4.Davalı Hazine vekilinin vekalet ücretine yönelik temyiz itirazlarına gelince; eldeki davada keşif sonucu alınan 23.03.2023 tarihli bilirkişi raporuna göre davaya konu taşınmaz bölümlerinin dava tarihi itibariyle değerleri toplamının 137.522,20 TL olduğu, davacının bu değer üzerinden eksik harcı tamamladığı anlaşılmakla; harcı tamamlanan dava değeri üzerinden davalı yararına nispi vekalet ücretine hükmedilmesi gerekirken maktu vekalet ücretine hükmedilmiş olması isabetsizdir.

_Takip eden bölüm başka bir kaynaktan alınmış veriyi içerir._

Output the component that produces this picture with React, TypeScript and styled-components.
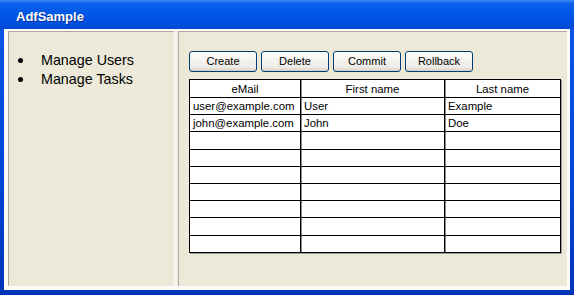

5.Ne var ki, anılan husus yeniden yargılama yapılmasını gerektirmediğinden 6100 sayılı Hukuk Muhakemeleri Kanunu’nun 370. maddesinin ikinci fıkrası hükmü uyarınca Mahkeme kararının düzeltilerek onanması gerekir.

VII. KARAR

Açıklanan sebeplerle;

1. Davacı vekilinin yerinde görülmeyen tüm temyiz itirazlarının reddine,

2. Davalı Hazine vekilinin temyiz itirazlarının kabulü ile temyiz olunan İlk Derece Mahkemesi kararının, hüküm fıkrasının (4) numaralı bendinde yer alan “Davalı kendisini vekil ile temsil ettirdiğinden AAÜT gereğince 9.200,00 TL vekalet ücretinin davacıdan alınarak, davalıya verilmesine” cümlesinin çıkartılarak yerine “Kendisini vekille temsil ettiren davalı Hazine lehine karar tarihinde yürürlükte bulunan Avukatlık Asgari Ücret Tarifesi uyarınca takdir edilen 21.628,33TL vekalet ücretinin davacıdan alınarak davalı Hazineye verilmesine,” cümlesinin yazılmasına,

Hükmün bu şekilde DÜZELTİLEREK ONANMASINA,

Peşin alınan harcın istek hâlinde temyiz eden davacıya iadesine,

492 sayılı Harçlar Kanunu'nun değişik 13. maddesinin “j” bendi gereğince davalı Hazine harçtan muaf bulunduğundan bu konuda karar verilmesine yer olmadığına,

Dosyanın Midyat 1. Asliye Hukuk Mahkemesine gönderilmesine,

26.12.2024 tarihinde kesin olmak üzere oy birliğiyle karar verildi.